When a work is made for doing a practical job, the users must have control  
over the job, so they need to have control over the work. This applies to  
software, and to educational works too. For the users to have this  
control, they need certain freedoms (see gnu.org), and we say the work is  
"free" (or "libre", to emphasize we are not talking about price). For  
works that might be used in commercial contexts, the requisite freedom  
includes commercial use, redistribution and modification.

Creative Commons publishes six principal licenses. Two are free/libre  
licenses: the Sharealike license CC-BY-SA is a free/libre license with  
copyleft, and the Attribution license (CC-BY) is a free/libre license  
without copyleft. The other four are nonfree, either because they don't  
allow modification (ND, Noderivs) or because they don't allow commercial  
use (NC, Nocommercial).

In my view, nonfree licenses are ok for works of art/entertainment, or  
that present personal viewpoints (such as this article itself). Those  
works aren't meant for doing a practical job, so the argument about the  
users' control does not apply. Thus, I do not object if they are published  
with the CC-BY-NC-ND license, which allows only noncommercial  
redistribution of exact copies.

Use of this license for a work does not mean that you can't possibly  
publish that work commercially or with modifications. The license doesn't  
give permission for that, but you could ask the copyright holder for  
permission, perhaps offering a quid pro quo, and you might get it. It  
isn't automatic, but it isn't impossible.

However, two of the nonfree CC licenses lead to the creation of works that  
can't in practice be published commercially, because there is no feasible  
way to ask for permission. These are CC-BY-NC and CC-BY-NC-SA, the two CC  
licenses that permit modification but not commercial use.

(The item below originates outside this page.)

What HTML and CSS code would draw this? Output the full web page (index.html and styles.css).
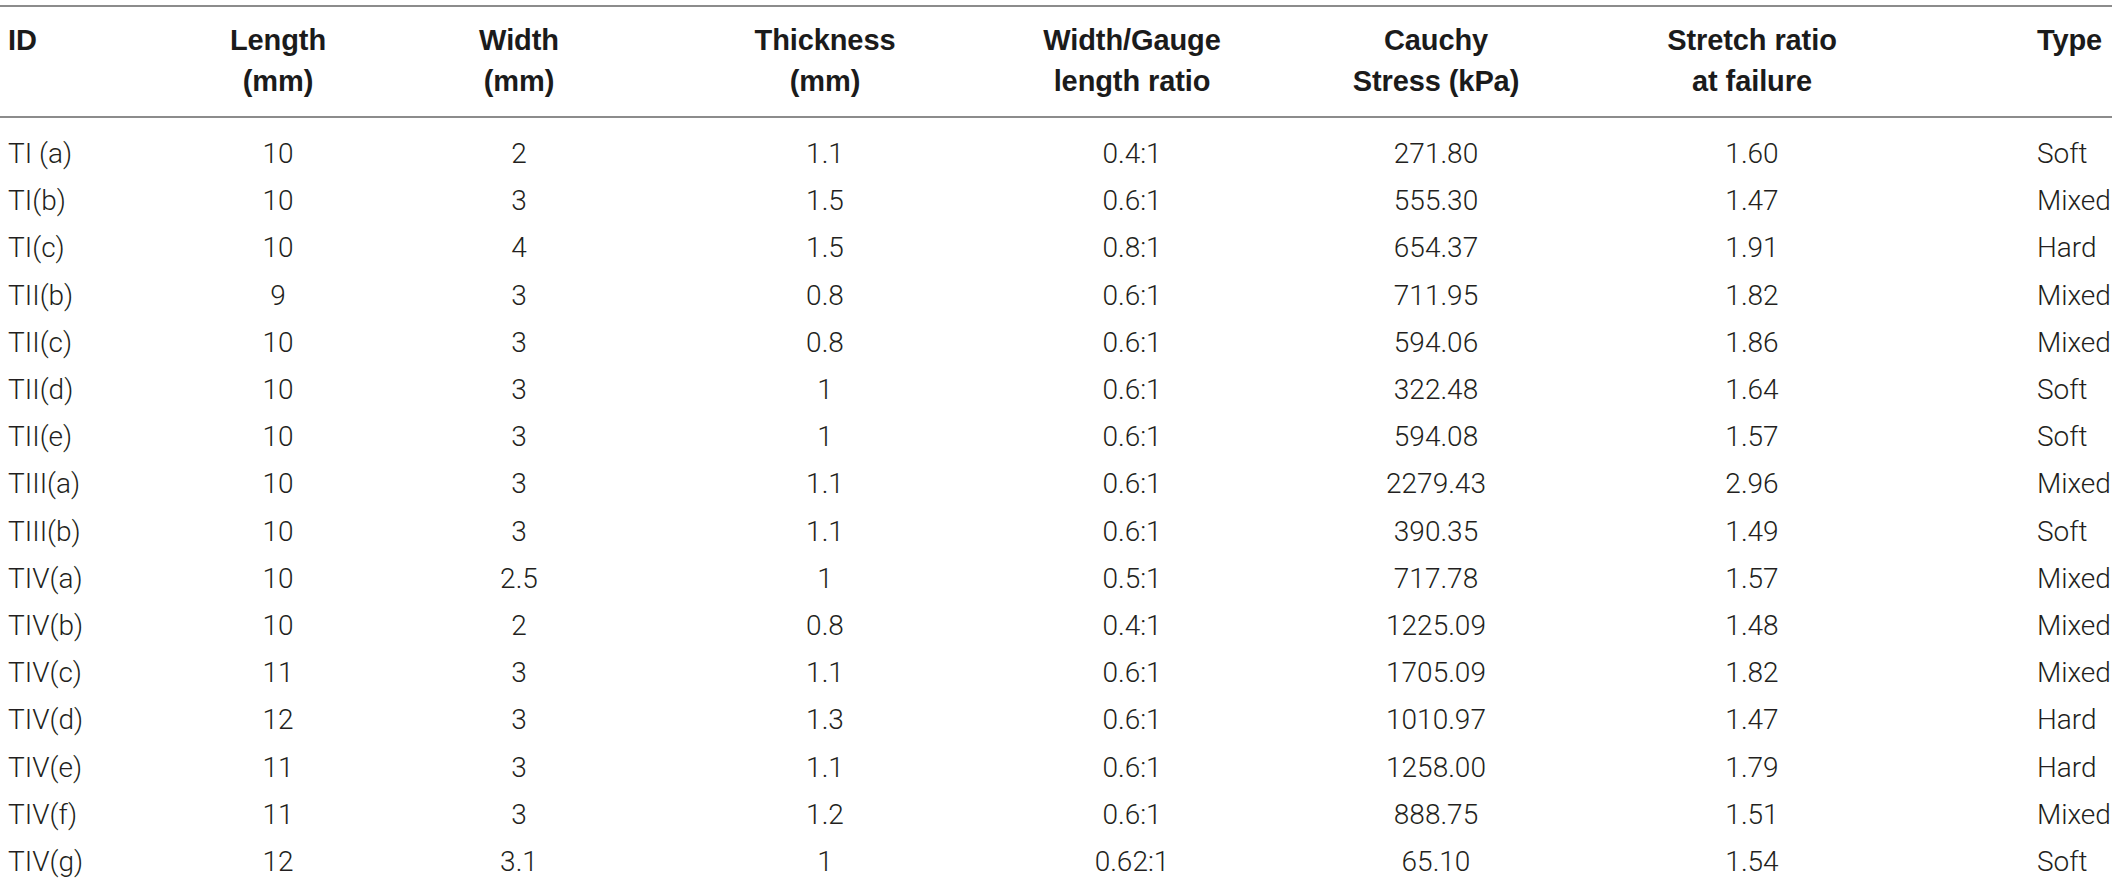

The problem arises because, with the Internet, people can easily (and  
lawfully) pile one noncommercial modification on another. Over decades  
this will result in works with contributions from hundreds or even  
thousands of people.

What happens if you would like to use one of those works commercially? How  
could you get permission? You'd have to ask all the substantial copyright  
holders. Some of them might have contributed years before and be  
impossible to find. Some might have contributed decades before, and might  
well be dead, but their copyrights won't have died with them. You'd have  
to find and ask their heirs, supposing it is possible to identify those.  
In general, it will be impossible to clear copyright on the works that  
these licenses invite people to make.

This is a form of the well-known "orphan works" problem, except  
exponentially worse; when combining works that had many contributors, the  
resulting work can be orphaned many times over before it is born.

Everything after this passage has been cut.